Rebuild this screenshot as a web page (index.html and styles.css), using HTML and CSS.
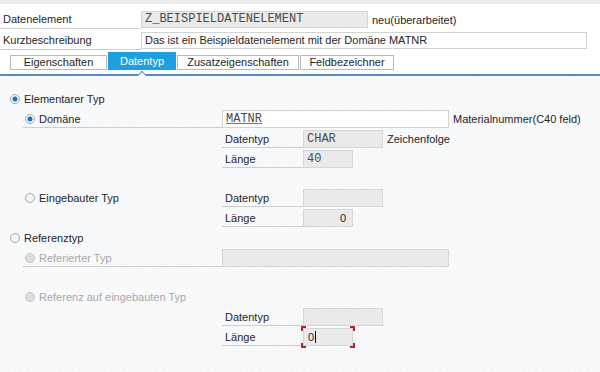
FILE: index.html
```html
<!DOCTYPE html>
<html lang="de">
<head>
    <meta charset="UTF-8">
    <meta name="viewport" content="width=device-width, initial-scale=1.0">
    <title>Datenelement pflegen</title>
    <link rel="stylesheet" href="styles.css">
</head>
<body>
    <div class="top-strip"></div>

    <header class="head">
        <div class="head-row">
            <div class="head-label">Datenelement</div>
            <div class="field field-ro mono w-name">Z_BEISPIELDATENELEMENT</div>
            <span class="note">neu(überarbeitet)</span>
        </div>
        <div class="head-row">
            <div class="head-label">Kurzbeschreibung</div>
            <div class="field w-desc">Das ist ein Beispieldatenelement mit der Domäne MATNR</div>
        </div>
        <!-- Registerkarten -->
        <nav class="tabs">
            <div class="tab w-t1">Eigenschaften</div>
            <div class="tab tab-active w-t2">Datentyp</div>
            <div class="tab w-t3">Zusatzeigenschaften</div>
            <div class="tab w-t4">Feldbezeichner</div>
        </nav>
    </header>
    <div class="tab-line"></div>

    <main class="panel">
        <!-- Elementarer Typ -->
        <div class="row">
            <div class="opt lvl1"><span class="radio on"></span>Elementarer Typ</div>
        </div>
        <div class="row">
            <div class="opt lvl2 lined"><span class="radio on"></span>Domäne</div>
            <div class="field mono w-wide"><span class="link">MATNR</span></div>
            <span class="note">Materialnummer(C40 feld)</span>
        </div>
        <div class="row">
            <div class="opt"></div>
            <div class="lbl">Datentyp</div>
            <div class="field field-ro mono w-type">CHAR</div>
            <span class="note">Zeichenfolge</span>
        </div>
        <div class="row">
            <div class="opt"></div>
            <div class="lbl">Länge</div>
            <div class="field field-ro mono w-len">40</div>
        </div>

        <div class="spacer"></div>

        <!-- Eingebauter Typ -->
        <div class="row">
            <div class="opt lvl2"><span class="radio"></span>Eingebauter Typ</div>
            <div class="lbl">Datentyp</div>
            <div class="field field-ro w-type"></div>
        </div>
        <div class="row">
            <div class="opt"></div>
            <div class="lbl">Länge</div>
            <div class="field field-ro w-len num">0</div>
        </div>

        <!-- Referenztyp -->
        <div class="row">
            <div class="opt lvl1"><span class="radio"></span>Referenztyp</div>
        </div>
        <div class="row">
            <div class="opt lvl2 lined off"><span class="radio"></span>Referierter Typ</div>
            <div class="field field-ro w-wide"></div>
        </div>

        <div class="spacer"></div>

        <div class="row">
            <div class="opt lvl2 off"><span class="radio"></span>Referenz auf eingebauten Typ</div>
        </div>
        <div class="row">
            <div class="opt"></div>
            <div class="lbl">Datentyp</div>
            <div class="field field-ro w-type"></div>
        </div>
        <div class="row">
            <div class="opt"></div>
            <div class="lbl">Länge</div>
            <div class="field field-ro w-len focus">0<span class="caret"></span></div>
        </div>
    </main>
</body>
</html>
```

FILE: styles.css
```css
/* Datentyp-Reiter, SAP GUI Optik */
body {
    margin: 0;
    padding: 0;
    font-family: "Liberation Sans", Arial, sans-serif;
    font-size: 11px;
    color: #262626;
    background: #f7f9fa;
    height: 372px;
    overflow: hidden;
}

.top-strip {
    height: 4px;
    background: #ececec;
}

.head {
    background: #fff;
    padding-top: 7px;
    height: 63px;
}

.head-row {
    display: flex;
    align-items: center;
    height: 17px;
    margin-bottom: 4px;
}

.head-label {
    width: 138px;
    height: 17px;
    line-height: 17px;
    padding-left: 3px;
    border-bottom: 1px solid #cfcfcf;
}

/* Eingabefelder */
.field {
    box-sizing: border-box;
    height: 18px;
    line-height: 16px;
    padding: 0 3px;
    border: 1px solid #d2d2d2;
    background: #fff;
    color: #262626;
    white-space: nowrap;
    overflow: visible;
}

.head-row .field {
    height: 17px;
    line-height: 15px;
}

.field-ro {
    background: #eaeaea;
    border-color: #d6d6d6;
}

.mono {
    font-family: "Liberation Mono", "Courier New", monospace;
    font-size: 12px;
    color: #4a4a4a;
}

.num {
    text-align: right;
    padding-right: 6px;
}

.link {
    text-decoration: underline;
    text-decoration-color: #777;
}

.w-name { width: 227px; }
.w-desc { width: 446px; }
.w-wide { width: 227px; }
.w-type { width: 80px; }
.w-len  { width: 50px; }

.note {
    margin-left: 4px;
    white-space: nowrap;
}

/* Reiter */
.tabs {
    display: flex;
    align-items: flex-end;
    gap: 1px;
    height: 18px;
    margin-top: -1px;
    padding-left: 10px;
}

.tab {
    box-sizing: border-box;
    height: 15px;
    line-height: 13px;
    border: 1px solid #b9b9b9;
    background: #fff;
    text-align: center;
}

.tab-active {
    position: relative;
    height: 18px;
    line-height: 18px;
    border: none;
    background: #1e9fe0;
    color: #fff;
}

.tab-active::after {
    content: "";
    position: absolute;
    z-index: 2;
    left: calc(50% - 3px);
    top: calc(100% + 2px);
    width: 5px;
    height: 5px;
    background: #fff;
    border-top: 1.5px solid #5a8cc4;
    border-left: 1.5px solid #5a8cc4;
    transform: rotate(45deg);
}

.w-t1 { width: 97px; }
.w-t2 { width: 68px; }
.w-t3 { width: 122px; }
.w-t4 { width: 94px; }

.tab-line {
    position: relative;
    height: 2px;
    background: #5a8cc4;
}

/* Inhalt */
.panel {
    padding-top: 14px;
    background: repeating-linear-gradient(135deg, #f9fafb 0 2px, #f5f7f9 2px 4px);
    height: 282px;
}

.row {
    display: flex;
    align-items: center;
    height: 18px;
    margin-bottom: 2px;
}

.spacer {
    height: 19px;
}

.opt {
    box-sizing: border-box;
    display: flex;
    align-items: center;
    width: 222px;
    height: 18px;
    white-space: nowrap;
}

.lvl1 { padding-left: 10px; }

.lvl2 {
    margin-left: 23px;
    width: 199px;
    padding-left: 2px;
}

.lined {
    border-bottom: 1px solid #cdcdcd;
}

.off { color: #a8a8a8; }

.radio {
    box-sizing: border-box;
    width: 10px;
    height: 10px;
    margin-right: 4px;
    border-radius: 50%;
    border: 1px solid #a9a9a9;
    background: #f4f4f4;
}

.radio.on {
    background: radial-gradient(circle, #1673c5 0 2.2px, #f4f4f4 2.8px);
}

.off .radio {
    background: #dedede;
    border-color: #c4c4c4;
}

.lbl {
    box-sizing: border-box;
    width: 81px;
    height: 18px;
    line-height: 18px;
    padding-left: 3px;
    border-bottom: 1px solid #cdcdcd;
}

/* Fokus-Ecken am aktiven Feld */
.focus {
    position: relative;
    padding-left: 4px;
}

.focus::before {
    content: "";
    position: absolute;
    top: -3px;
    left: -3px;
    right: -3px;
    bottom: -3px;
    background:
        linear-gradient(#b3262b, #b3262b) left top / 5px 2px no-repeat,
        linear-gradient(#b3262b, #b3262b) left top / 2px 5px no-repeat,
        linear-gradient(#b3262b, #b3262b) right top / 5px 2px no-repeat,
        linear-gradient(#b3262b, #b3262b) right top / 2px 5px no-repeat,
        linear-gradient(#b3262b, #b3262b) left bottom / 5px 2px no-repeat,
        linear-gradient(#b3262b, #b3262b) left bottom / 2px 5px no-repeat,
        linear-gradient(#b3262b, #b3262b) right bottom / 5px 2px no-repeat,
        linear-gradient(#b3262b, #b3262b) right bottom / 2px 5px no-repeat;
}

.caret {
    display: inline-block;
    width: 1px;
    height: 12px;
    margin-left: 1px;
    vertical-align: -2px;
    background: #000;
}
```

Exercise aim: Copy the data exactly. Any picture it contains is to be omitted.

Result below:
Rebuild this screenshot as a web page (index.html and styles.css), using HTML and CSS.
FILE: index.html
```html
<!DOCTYPE html>
<html lang="de">
<head>
    <meta charset="UTF-8">
    <meta name="viewport" content="width=device-width, initial-scale=1.0">
    <title>Datenelement pflegen</title>
    <link rel="stylesheet" href="styles.css">
</head>
<body>
    <div class="top-strip"></div>

    <header class="head">
        <div class="head-row">
            <div class="head-label">Datenelement</div>
            <div class="field field-ro mono w-name">Z_BEISPIELDATENELEMENT</div>
            <span class="note">neu(überarbeitet)</span>
        </div>
        <div class="head-row">
            <div class="head-label">Kurzbeschreibung</div>
            <div class="field w-desc">Das ist ein Beispieldatenelement mit der Domäne MATNR</div>
        </div>
        <!-- Registerkarten -->
        <nav class="tabs">
            <div class="tab w-t1">Eigenschaften</div>
            <div class="tab tab-active w-t2">Datentyp</div>
            <div class="tab w-t3">Zusatzeigenschaften</div>
            <div class="tab w-t4">Feldbezeichner</div>
        </nav>
    </header>
    <div class="tab-line"></div>

    <main class="panel">
        <!-- Elementarer Typ -->
        <div class="row">
            <div class="opt lvl1"><span class="radio on"></span>Elementarer Typ</div>
        </div>
        <div class="row">
            <div class="opt lvl2 lined"><span class="radio on"></span>Domäne</div>
            <div class="field mono w-wide"><span class="link">MATNR</span></div>
            <span class="note">Materialnummer(C40 feld)</span>
        </div>
        <div class="row">
            <div class="opt"></div>
            <div class="lbl">Datentyp</div>
            <div class="field field-ro mono w-type">CHAR</div>
            <span class="note">Zeichenfolge</span>
        </div>
        <div class="row">
            <div class="opt"></div>
            <div class="lbl">Länge</div>
            <div class="field field-ro mono w-len">40</div>
        </div>

        <div class="spacer"></div>

        <!-- Eingebauter Typ -->
        <div class="row">
            <div class="opt lvl2"><span class="radio"></span>Eingebauter Typ</div>
            <div class="lbl">Datentyp</div>
            <div class="field field-ro w-type"></div>
        </div>
        <div class="row">
            <div class="opt"></div>
            <div class="lbl">Länge</div>
            <div class="field field-ro w-len num">0</div>
        </div>

        <!-- Referenztyp -->
        <div class="row">
            <div class="opt lvl1"><span class="radio"></span>Referenztyp</div>
        </div>
        <div class="row">
            <div class="opt lvl2 lined off"><span class="radio"></span>Referierter Typ</div>
            <div class="field field-ro w-wide"></div>
        </div>

        <div class="spacer"></div>

        <div class="row">
            <div class="opt lvl2 off"><span class="radio"></span>Referenz auf eingebauten Typ</div>
        </div>
        <div class="row">
            <div class="opt"></div>
            <div class="lbl">Datentyp</div>
            <div class="field field-ro w-type"></div>
        </div>
        <div class="row">
            <div class="opt"></div>
            <div class="lbl">Länge</div>
            <div class="field field-ro w-len focus">0<span class="caret"></span></div>
        </div>
    </main>
</body>
</html>
```

FILE: styles.css
```css
/* Datentyp-Reiter, SAP GUI Optik */
body {
    margin: 0;
    padding: 0;
    font-family: "Liberation Sans", Arial, sans-serif;
    font-size: 11px;
    color: #262626;
    background: #f7f9fa;
    height: 372px;
    overflow: hidden;
}

.top-strip {
    height: 4px;
    background: #ececec;
}

.head {
    background: #fff;
    padding-top: 7px;
    height: 63px;
}

.head-row {
    display: flex;
    align-items: center;
    height: 17px;
    margin-bottom: 4px;
}

.head-label {
    width: 138px;
    height: 17px;
    line-height: 17px;
    padding-left: 3px;
    border-bottom: 1px solid #cfcfcf;
}

/* Eingabefelder */
.field {
    box-sizing: border-box;
    height: 18px;
    line-height: 16px;
    padding: 0 3px;
    border: 1px solid #d2d2d2;
    background: #fff;
    color: #262626;
    white-space: nowrap;
    overflow: visible;
}

.head-row .field {
    height: 17px;
    line-height: 15px;
}

.field-ro {
    background: #eaeaea;
    border-color: #d6d6d6;
}

.mono {
    font-family: "Liberation Mono", "Courier New", monospace;
    font-size: 12px;
    color: #4a4a4a;
}

.num {
    text-align: right;
    padding-right: 6px;
}

.link {
    text-decoration: underline;
    text-decoration-color: #777;
}

.w-name { width: 227px; }
.w-desc { width: 446px; }
.w-wide { width: 227px; }
.w-type { width: 80px; }
.w-len  { width: 50px; }

.note {
    margin-left: 4px;
    white-space: nowrap;
}

/* Reiter */
.tabs {
    display: flex;
    align-items: flex-end;
    gap: 1px;
    height: 18px;
    margin-top: -1px;
    padding-left: 10px;
}

.tab {
    box-sizing: border-box;
    height: 15px;
    line-height: 13px;
    border: 1px solid #b9b9b9;
    background: #fff;
    text-align: center;
}

.tab-active {
    position: relative;
    height: 18px;
    line-height: 18px;
    border: none;
    background: #1e9fe0;
    color: #fff;
}

.tab-active::after {
    content: "";
    position: absolute;
    z-index: 2;
    left: calc(50% - 3px);
    top: calc(100% + 2px);
    width: 5px;
    height: 5px;
    background: #fff;
    border-top: 1.5px solid #5a8cc4;
    border-left: 1.5px solid #5a8cc4;
    transform: rotate(45deg);
}

.w-t1 { width: 97px; }
.w-t2 { width: 68px; }
.w-t3 { width: 122px; }
.w-t4 { width: 94px; }

.tab-line {
    position: relative;
    height: 2px;
    background: #5a8cc4;
}

/* Inhalt */
.panel {
    padding-top: 14px;
    background: repeating-linear-gradient(135deg, #f9fafb 0 2px, #f5f7f9 2px 4px);
    height: 282px;
}

.row {
    display: flex;
    align-items: center;
    height: 18px;
    margin-bottom: 2px;
}

.spacer {
    height: 19px;
}

.opt {
    box-sizing: border-box;
    display: flex;
    align-items: center;
    width: 222px;
    height: 18px;
    white-space: nowrap;
}

.lvl1 { padding-left: 10px; }

.lvl2 {
    margin-left: 23px;
    width: 199px;
    padding-left: 2px;
}

.lined {
    border-bottom: 1px solid #cdcdcd;
}

.off { color: #a8a8a8; }

.radio {
    box-sizing: border-box;
    width: 10px;
    height: 10px;
    margin-right: 4px;
    border-radius: 50%;
    border: 1px solid #a9a9a9;
    background: #f4f4f4;
}

.radio.on {
    background: radial-gradient(circle, #1673c5 0 2.2px, #f4f4f4 2.8px);
}

.off .radio {
    background: #dedede;
    border-color: #c4c4c4;
}

.lbl {
    box-sizing: border-box;
    width: 81px;
    height: 18px;
    line-height: 18px;
    padding-left: 3px;
    border-bottom: 1px solid #cdcdcd;
}

/* Fokus-Ecken am aktiven Feld */
.focus {
    position: relative;
    padding-left: 4px;
}

.focus::before {
    content: "";
    position: absolute;
    top: -3px;
    left: -3px;
    right: -3px;
    bottom: -3px;
    background:
        linear-gradient(#b3262b, #b3262b) left top / 5px 2px no-repeat,
        linear-gradient(#b3262b, #b3262b) left top / 2px 5px no-repeat,
        linear-gradient(#b3262b, #b3262b) right top / 5px 2px no-repeat,
        linear-gradient(#b3262b, #b3262b) right top / 2px 5px no-repeat,
        linear-gradient(#b3262b, #b3262b) left bottom / 5px 2px no-repeat,
        linear-gradient(#b3262b, #b3262b) left bottom / 2px 5px no-repeat,
        linear-gradient(#b3262b, #b3262b) right bottom / 5px 2px no-repeat,
        linear-gradient(#b3262b, #b3262b) right bottom / 2px 5px no-repeat;
}

.caret {
    display: inline-block;
    width: 1px;
    height: 12px;
    margin-left: 1px;
    vertical-align: -2px;
    background: #000;
}
```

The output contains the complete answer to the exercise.